I can't say I totally agree with this. I take part in a group lesson every single week at my college, and my riding has come on leaps and bounds - we also have a very good instructor. You say group lessons don't teach anything, but my work teach children in group lessons (private is much more expensive), and we've turned out some very good little riders who were total beginners when they started, who now compete and do pony club activities. My college also teaches in group lessons - they have no choice, there's too many students to give individual lessons. And yet I see people go from struggling with flat work in their first month of their course, to being able to jump a 3 foot course confidently on a difficult horse after the two year course is done.

The group lesson isn't the issue - it's the instructor.


----------



## KigerQueen

^ My highschool had horses and we did group lessons. The more advanced students got to tool around and work an basics while she got the beginners started, then she would have the advanced people (me) work on something new. At one point i was teaching a sacred newbie to post on one of the horses (my second fave) on the lunge line. within 30 min i had her posting AND off the lunge because she was no longer scared. So group lessons can work.

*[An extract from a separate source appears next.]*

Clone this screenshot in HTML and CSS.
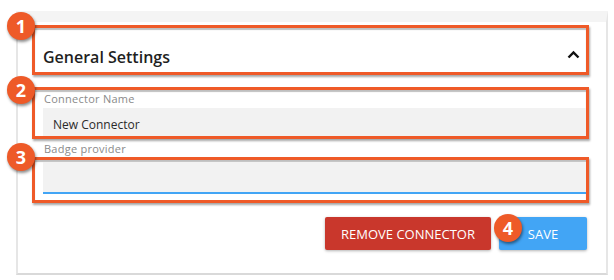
FILE: index.html
```html
<!DOCTYPE html>
<html>
<head>
<meta charset="utf-8">
<link rel="stylesheet" href="styles.css">
</head>
<body>
<div class="card">
  <div class="anno anno-header">
    <span class="badge b1">1</span>
    <div class="header">
      <span class="title">General Settings</span>
      <svg class="chevron" width="13" height="9" viewBox="0 0 13 9"><path d="M1.5 7.5 L6.5 2.5 L11.5 7.5" fill="none" stroke="#111" stroke-width="2.4"/></svg>
    </div>
  </div>
  <div class="anno anno-name">
    <span class="badge b2">2</span>
    <div class="label">Connector Name</div>
    <div class="input filled">New Connector</div>
  </div>
  <div class="label outside">Badge provider</div>
  <div class="anno anno-badge">
    <span class="badge b3">3</span>
    <div class="input focused"></div>
  </div>
  <div class="actions">
    <button class="btn remove">REMOVE CONNECTOR</button>
    <button class="btn save"><span class="badge b4">4</span>SAVE</button>
  </div>
</div>
</body>
</html>
```
FILE: styles.css
```css
html, body {
  margin: 0;
  padding: 0;
  background: #fff;
  font-family: "Open Sans", "Liberation Sans", sans-serif;
}
.card {
  margin: 11px 0 0 16px;
  width: 588px;
  border-top: 11px solid #f4f4f4;
  border-left: 2px solid #e6e6e6;
  border-right: 2px solid #e6e6e6;
  border-bottom: 2px solid #d9d9d9;
  background: #fff;
  padding-bottom: 23px;
}
.anno {
  position: relative;
  border: 3px solid #ef5a28;
  margin: 0 17px 0 14px;
  box-shadow: 1px 2px 2px rgba(0,0,0,0.35), inset 0 2px 1px rgba(0,0,0,0.25);
}
.anno-header { margin-top: 3px; }
.anno-name { margin-top: 12px; height: 46px; }
.anno-badge { margin-top: 2px; padding: 2px 0 6px 0; }
.header {
  display: flex;
  align-items: center;
  justify-content: space-between;
  padding: 18px 6px 4px 8px;
}
.title {
  font-size: 16px;
  line-height: 22px;
  font-weight: 600;
  color: #1f1f1f;
}
.chevron { display: block; margin-top: -6px; }
.label {
  font-size: 11px;
  line-height: 12px;
  letter-spacing: 0.25px;
  color: #8a8a8a;
  padding: 3px 0 0 9px;
}
.label.outside {
  margin: 4px 0 0 17px;
  padding: 0 0 0 9px;
}
.input {
  background: #f2f2f2;
  margin-left: 8px;
  box-sizing: border-box;
}
.input.filled {
  margin-top: 3px;
  height: 28px;
  font-size: 12px;
  line-height: 33px;
  color: #2a2a2a;
  padding-left: 10px;
}
.input.focused {
  height: 32px;
  border-bottom: 2px solid #42a5f5;
}
.actions {
  display: flex;
  justify-content: flex-end;
  gap: 8px;
  margin: 14px 19px 0 0;
}
.btn {
  position: relative;
  height: 33px;
  border: none;
  border-radius: 2px;
  color: #fff;
  font-family: "Open Sans", "Liberation Sans", sans-serif;
  font-size: 13px;
  padding: 0;
  box-shadow: 0 1px 3px rgba(0,0,0,0.3);
}
.remove { width: 166px; background: #c9372c; }
.save { width: 88px; background: #42a5f5; }
.badge {
  position: absolute;
  width: 28px;
  height: 28px;
  border-radius: 50%;
  background: #ee5a28;
  color: #fff;
  font-family: "Open Sans", "Liberation Sans", sans-serif;
  font-weight: 700;
  font-size: 18px;
  line-height: 28px;
  text-align: center;
  box-shadow: 1px 2px 3px rgba(0,0,0,0.45);
  z-index: 2;
}
.b1 { left: -28px; top: -16px; }
.b2 { left: -28px; top: -14px; }
.b3 { left: -28px; top: -17px; }
.b4 { left: -5px; top: -3px; }
```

Well if she dose not give you what you are looking for find another. As a collage student myself, i refuse to waste money. And during school my time is valuable (not so much now lol). If you are doing the same thing with no feed back and she is not receptive to talking to you i would find a new trainer/instructor. Once i get a job (and bite the bullet and drive the stick shift) Ill be taking lessons and im going to be REALLY picky.


----------



## squekers998

^I agree with you! it almost seems like she doesn’t care anymore, all the horses are extremely dirty, I remember the first day I was there she didn’t even give me a tour of the place like she thought I would knew where everything was! I’m not trying to go on a rant and yell at her no. I remember my other instructors that I had and compared to her I rather have an instructor that is late 15 min and trains you and makes you get better, then one who sits on their butt doing nothing. That’s my thought..


----------



## dreamracer

Where in wîsconsin are you?


----------



## Gossalyn

i think the group lesson point is valid, but to a point. You can still learn in a group lesson, but the more people in the ring, the less individual attention you get... for sure.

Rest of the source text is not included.